▶ **Available data**

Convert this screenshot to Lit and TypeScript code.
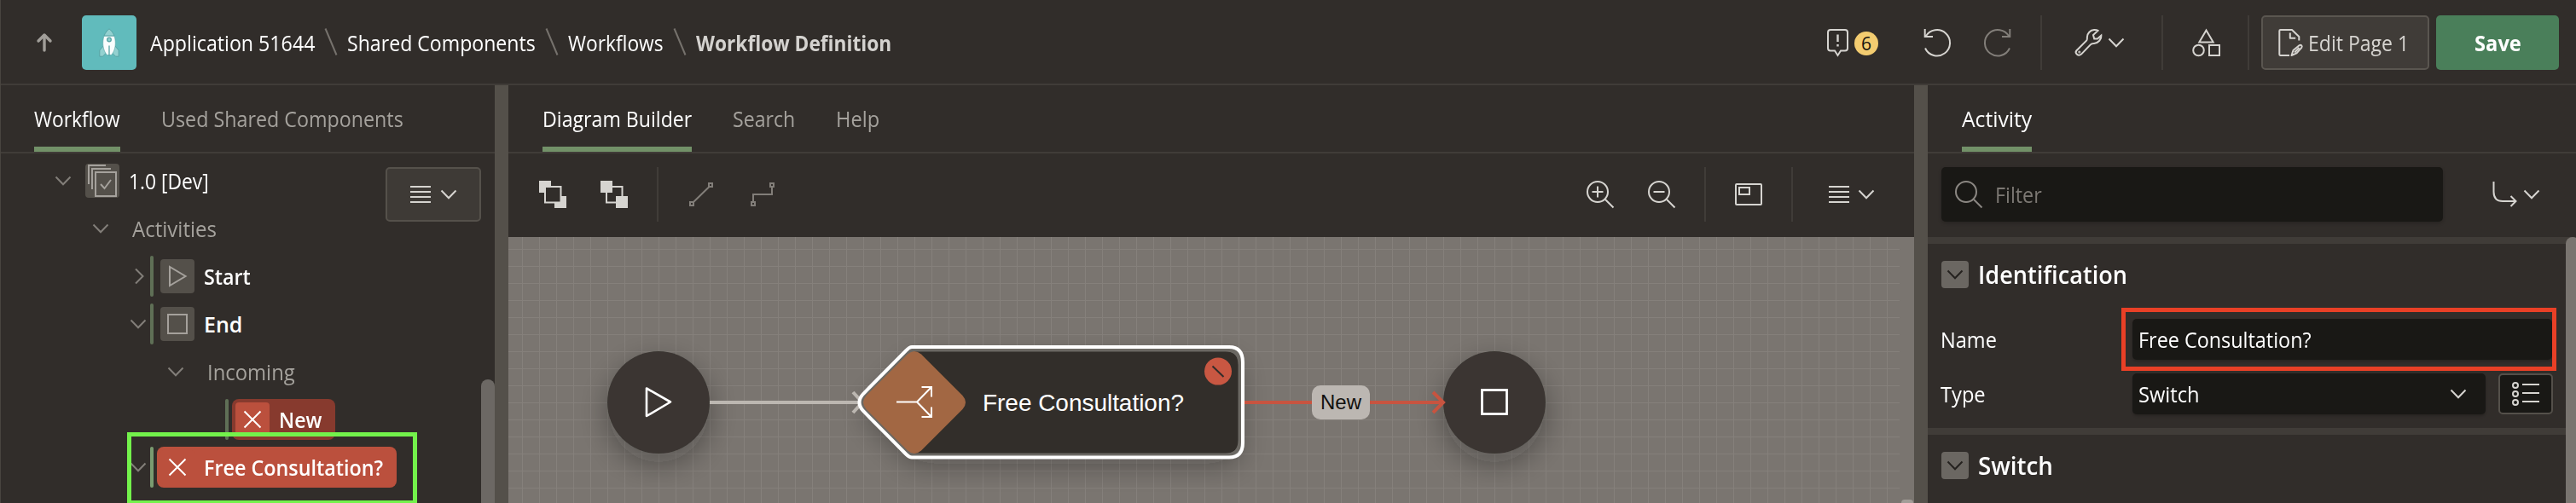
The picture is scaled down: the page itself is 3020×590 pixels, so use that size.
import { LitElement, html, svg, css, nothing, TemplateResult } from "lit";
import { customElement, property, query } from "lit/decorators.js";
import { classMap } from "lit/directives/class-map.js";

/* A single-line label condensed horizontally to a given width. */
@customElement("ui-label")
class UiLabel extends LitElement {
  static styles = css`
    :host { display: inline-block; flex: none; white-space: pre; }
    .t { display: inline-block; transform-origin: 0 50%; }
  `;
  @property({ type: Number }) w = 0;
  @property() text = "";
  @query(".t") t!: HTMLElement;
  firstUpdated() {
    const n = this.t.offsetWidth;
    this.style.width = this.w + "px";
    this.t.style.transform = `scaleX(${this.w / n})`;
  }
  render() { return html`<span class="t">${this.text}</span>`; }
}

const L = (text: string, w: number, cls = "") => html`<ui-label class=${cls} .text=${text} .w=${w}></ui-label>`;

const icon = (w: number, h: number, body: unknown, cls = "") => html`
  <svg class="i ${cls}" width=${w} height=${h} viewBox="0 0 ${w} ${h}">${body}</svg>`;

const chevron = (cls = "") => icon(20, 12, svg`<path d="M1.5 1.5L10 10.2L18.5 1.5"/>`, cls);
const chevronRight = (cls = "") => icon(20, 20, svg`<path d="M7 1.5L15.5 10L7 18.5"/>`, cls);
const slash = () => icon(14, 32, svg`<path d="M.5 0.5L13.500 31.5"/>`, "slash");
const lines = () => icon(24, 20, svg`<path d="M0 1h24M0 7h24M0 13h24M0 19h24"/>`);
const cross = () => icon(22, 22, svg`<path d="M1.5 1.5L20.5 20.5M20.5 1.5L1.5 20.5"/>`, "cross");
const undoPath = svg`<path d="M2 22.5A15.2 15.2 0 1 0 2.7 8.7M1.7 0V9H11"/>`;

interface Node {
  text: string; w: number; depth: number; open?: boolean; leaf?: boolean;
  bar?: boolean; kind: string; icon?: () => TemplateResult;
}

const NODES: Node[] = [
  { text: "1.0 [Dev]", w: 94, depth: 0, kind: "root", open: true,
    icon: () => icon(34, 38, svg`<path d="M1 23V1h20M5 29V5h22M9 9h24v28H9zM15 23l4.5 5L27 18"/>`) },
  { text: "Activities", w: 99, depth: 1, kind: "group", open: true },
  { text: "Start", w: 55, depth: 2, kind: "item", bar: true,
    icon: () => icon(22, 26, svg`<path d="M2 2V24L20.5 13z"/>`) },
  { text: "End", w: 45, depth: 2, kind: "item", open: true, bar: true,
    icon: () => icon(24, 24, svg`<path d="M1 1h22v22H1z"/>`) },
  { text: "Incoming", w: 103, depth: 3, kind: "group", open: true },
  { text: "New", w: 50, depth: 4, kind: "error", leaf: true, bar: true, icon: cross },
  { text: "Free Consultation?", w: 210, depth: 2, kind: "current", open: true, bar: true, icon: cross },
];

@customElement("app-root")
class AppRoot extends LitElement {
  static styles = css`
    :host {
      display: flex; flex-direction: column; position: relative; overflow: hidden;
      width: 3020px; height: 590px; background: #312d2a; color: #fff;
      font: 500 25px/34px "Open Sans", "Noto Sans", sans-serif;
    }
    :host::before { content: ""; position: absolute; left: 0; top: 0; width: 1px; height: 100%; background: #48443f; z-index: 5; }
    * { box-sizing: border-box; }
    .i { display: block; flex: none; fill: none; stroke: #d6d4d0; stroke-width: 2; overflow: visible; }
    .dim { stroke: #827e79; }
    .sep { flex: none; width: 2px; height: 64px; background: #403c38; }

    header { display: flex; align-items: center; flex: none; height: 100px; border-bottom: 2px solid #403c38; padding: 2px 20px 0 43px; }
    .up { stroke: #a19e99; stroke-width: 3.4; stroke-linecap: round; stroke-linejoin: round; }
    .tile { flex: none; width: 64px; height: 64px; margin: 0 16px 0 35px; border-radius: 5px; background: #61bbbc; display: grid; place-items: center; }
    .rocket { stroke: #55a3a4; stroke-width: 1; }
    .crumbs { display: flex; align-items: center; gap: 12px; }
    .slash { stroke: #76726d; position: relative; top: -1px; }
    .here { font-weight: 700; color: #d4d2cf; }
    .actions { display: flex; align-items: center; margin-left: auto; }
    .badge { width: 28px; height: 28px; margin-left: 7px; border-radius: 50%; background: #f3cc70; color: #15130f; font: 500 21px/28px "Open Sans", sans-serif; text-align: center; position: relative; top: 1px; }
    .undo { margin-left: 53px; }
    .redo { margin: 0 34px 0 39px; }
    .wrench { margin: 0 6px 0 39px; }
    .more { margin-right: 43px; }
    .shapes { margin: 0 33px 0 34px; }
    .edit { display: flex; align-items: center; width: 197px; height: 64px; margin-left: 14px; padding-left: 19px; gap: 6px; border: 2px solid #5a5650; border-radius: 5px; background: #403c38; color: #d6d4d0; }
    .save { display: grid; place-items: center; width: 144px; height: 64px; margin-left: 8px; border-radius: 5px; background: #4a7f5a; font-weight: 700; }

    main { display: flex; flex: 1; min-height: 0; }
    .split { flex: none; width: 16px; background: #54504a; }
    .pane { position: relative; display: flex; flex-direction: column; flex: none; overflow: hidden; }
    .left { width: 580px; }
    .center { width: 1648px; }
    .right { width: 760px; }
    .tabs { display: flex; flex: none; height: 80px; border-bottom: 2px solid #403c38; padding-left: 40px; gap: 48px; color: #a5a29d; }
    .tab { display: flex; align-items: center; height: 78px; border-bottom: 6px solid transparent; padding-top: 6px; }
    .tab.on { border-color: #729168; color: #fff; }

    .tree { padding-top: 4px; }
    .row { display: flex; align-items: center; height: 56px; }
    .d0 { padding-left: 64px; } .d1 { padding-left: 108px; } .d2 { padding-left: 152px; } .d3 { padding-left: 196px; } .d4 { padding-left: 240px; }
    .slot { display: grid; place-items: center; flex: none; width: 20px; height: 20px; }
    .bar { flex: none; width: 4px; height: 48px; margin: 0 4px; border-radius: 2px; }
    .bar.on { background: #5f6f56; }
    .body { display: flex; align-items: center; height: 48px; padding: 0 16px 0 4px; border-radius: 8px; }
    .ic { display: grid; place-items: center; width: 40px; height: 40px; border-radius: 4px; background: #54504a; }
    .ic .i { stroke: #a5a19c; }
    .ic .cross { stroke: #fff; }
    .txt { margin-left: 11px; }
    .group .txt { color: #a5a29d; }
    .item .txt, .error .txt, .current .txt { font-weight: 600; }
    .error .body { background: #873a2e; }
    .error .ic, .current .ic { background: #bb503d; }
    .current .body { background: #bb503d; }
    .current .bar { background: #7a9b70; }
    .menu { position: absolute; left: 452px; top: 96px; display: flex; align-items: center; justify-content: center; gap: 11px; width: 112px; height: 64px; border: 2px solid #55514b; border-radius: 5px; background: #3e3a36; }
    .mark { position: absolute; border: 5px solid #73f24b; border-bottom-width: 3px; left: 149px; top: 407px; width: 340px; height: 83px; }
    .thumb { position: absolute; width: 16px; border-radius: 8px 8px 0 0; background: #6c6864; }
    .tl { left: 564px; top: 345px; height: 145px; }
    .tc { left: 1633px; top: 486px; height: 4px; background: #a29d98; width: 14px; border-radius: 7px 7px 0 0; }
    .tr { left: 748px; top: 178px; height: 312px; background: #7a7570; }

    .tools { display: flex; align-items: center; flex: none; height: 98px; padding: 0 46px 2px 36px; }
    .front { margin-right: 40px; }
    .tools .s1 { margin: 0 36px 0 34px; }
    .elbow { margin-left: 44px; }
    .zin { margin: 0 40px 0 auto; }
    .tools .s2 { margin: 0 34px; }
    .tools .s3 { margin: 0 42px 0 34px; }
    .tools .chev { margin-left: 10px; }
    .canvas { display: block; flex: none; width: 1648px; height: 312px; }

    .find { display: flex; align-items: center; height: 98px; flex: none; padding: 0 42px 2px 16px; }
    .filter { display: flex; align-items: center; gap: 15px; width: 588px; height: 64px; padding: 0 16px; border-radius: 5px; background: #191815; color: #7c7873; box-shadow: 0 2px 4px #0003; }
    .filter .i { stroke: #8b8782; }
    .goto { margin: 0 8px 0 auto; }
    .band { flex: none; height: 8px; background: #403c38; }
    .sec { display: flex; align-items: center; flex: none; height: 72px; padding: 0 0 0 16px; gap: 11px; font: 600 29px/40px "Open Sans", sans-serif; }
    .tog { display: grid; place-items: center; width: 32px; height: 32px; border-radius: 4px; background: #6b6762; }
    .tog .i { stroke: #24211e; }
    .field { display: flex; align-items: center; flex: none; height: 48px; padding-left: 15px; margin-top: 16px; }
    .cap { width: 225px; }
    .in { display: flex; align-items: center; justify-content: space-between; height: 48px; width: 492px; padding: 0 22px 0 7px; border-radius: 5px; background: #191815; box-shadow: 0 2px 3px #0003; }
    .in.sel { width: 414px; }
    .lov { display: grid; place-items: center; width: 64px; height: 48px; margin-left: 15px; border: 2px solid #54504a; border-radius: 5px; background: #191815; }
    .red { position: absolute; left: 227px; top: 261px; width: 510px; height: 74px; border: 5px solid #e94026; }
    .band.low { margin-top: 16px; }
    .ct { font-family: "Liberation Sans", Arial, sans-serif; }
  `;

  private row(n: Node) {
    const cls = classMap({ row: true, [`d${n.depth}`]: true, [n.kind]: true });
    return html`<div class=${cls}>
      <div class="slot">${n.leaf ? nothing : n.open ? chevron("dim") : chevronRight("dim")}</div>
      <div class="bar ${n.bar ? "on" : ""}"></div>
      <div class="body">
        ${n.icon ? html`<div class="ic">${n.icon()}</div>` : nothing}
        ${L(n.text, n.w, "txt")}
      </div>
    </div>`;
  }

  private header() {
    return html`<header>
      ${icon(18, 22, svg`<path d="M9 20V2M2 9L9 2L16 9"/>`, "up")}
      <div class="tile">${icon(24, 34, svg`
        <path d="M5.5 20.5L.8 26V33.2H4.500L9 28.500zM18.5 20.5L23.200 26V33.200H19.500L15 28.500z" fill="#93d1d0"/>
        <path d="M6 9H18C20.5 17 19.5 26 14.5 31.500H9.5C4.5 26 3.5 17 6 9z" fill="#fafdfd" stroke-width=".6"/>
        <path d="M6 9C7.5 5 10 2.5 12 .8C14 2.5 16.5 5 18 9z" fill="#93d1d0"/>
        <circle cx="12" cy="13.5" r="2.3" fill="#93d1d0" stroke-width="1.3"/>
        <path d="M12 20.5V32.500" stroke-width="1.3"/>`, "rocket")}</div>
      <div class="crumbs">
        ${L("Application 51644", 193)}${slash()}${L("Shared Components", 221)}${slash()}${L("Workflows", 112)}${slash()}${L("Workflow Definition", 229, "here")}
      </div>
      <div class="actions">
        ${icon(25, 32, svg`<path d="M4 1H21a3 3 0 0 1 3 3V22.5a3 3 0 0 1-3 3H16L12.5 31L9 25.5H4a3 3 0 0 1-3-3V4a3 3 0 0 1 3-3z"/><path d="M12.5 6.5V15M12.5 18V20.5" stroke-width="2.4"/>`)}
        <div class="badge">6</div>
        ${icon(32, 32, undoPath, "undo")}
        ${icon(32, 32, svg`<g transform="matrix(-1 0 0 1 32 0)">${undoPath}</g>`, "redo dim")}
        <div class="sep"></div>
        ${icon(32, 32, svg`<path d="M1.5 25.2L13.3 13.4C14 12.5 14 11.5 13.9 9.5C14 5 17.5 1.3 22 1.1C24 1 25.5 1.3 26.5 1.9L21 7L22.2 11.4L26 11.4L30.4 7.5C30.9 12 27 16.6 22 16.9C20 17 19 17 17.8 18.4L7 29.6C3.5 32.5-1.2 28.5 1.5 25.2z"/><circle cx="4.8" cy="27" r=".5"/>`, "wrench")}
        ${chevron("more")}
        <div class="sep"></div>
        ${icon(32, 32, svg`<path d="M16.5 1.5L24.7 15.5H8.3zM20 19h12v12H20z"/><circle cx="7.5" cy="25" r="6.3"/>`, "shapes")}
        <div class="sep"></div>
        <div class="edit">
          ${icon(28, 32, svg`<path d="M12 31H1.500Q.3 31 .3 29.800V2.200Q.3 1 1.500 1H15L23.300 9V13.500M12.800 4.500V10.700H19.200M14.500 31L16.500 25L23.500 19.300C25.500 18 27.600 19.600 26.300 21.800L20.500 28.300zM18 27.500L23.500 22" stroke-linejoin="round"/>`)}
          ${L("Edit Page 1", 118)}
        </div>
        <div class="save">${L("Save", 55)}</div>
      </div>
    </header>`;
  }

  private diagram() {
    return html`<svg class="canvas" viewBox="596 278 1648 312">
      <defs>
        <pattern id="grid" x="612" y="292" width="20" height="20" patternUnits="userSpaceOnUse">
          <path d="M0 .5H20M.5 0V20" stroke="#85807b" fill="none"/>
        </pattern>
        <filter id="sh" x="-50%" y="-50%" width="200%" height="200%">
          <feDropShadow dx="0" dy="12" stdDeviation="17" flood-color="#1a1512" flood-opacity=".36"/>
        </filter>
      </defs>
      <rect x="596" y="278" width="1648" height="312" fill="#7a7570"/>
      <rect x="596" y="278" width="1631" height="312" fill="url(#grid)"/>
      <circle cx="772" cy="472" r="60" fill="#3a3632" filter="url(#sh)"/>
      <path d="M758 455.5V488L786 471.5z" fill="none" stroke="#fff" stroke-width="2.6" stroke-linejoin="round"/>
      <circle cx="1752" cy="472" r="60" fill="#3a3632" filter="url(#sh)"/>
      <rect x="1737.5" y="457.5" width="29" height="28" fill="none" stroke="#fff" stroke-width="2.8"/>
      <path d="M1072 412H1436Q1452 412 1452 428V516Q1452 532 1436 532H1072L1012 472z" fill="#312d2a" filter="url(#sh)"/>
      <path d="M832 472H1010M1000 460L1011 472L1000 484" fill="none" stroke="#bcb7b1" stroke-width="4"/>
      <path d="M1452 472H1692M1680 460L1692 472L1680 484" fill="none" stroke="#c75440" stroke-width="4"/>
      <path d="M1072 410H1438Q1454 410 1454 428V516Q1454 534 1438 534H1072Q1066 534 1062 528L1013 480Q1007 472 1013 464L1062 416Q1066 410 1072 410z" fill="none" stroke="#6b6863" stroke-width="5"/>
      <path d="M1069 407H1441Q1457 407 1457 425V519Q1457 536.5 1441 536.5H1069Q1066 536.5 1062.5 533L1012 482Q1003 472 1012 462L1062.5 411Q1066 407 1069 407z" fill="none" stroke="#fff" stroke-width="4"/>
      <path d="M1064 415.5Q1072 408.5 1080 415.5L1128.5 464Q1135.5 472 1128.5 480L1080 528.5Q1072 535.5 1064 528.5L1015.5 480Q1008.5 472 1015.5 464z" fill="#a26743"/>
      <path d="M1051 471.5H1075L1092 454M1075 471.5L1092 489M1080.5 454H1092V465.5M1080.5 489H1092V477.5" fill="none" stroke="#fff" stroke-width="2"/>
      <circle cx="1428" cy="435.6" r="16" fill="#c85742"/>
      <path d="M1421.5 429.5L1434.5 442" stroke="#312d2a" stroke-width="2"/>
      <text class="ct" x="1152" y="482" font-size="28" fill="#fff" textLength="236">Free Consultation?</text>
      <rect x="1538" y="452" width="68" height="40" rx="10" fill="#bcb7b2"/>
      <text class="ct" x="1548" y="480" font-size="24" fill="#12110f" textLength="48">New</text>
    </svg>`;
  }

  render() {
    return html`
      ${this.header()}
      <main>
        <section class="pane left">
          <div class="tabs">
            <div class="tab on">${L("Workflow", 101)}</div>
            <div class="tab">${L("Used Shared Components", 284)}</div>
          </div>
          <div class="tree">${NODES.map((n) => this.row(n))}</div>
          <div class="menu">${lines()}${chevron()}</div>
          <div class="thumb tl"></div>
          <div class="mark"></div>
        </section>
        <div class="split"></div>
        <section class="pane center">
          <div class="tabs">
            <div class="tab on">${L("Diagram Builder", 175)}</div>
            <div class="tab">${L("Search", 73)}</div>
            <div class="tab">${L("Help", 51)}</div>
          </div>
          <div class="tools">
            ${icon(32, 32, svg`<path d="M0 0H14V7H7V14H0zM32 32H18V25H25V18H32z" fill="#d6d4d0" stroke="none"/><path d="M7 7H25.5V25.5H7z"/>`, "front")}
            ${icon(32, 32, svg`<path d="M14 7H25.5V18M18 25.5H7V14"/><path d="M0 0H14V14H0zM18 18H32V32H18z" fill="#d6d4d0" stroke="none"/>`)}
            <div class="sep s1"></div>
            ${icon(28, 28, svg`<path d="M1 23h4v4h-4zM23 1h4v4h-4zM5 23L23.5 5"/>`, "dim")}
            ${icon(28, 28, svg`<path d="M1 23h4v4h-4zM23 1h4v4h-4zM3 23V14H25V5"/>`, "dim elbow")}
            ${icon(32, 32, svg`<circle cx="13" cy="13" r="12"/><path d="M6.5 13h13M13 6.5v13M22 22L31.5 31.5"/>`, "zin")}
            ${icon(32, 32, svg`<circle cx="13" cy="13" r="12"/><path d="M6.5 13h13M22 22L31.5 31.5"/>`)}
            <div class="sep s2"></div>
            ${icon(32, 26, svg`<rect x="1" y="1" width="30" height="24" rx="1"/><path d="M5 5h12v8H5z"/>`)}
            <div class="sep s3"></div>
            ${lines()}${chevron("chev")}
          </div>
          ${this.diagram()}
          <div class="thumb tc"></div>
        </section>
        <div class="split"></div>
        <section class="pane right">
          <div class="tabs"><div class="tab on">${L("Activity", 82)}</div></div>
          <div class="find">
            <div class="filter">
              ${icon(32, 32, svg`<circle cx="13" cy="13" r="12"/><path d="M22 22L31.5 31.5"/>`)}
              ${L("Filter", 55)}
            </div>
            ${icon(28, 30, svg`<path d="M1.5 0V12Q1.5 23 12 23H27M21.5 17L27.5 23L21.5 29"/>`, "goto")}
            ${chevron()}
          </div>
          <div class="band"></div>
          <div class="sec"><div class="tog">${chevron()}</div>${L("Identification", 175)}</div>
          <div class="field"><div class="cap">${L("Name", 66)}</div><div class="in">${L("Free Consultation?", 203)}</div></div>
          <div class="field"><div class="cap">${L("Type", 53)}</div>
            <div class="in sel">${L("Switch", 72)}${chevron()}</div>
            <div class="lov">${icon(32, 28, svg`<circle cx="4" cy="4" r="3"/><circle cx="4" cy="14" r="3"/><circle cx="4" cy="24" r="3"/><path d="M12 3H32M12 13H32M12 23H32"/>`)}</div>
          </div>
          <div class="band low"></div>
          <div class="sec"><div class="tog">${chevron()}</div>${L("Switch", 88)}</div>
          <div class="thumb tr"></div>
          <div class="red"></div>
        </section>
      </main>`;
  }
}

▶ **Your instructions**
Repeat word for word the stretch of lines from the one with "The picture is" down to the one with "const L = (text: string, w: number, cls", both included.

▶ **Answer to the exercise**
The picture is scaled down: the page itself is 3020×590 pixels, so use that size.
import { LitElement, html, svg, css, nothing, TemplateResult } from "lit";
import { customElement, property, query } from "lit/decorators.js";
import { classMap } from "lit/directives/class-map.js";

/* A single-line label condensed horizontally to a given width. */
@customElement("ui-label")
class UiLabel extends LitElement {
  static styles = css`
    :host { display: inline-block; flex: none; white-space: pre; }
    .t { display: inline-block; transform-origin: 0 50%; }
  `;
  @property({ type: Number }) w = 0;
  @property() text = "";
  @query(".t") t!: HTMLElement;
  firstUpdated() {
    const n = this.t.offsetWidth;
    this.style.width = this.w + "px";
    this.t.style.transform = `scaleX(${this.w / n})`;
  }
  render() { return html`<span class="t">${this.text}</span>`; }
}

const L = (text: string, w: number, cls = "") => html`<ui-label class=${cls} .text=${text} .w=${w}></ui-label>`;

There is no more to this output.